Photocatalytic Degradation of Crystal Violet (CV) Dye over Metal Oxide (MOx) Catalysts

Abstract

Crystal violet (CV) is an organic chloride salt and a triphenylmethane dye commonly used in the textile processing industry, also being used as a disinfectant and a biomedical stain. Although CV is widely used, it is carcinogenic to humans and is retained by industrial-produced effluent for an extended period. The different types of metal oxide (MOx) have impressive photocatalytic properties, allowing them to be utilized for pollutant degradation. The role of the photocatalyst is to facilitate oxidation and reduction processes by trapping light energy. In this study, we investigated different types of metal oxides, such as titanium dioxide (TiO2), zinc oxide (ZnO), zirconium dioxide (ZrO2), iron (III) oxide (Fe2O3), copper (II) oxide (CuO), copper (I) oxide (Cu2O), and niobium pentoxide (Nb2O5) for the CV decomposition reaction at ambient conditions.

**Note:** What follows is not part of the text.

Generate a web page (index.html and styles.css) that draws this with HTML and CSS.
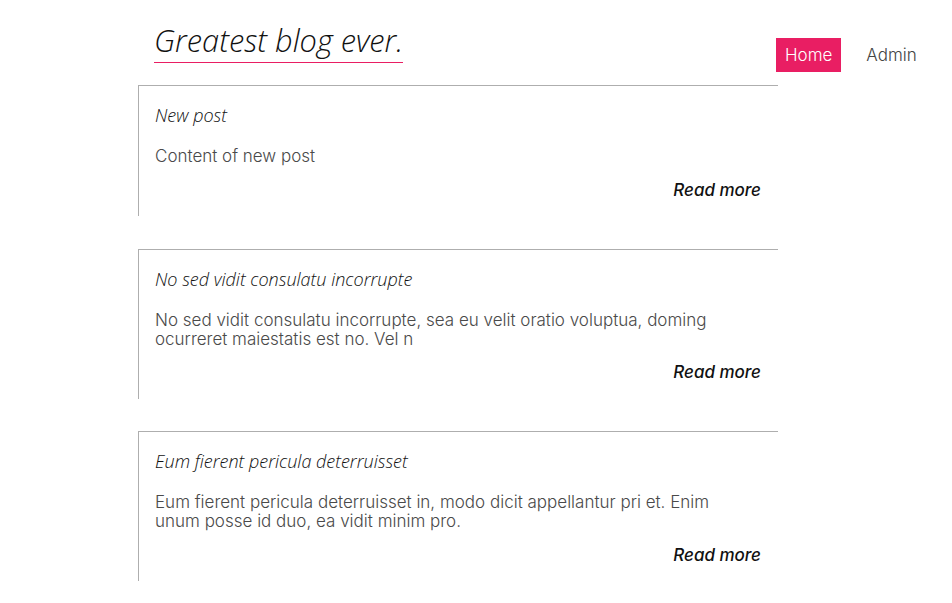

For characterization, BET and Raman spectroscopy were applied, providing findings showing that the surface area of the anatase TiO2 and ZnO were 5 m2/g and 12.1 m2/g, respectively. The activity tests over TiO2 and ZnO catalysts revealed that up to ~98% of the dye could be decomposed under UV irradiation in <2 h. The decomposition of CV is directly influenced by various factors, such as the types of MOx, the band gap–water splitting relationship, and the recombination rate of electron holes.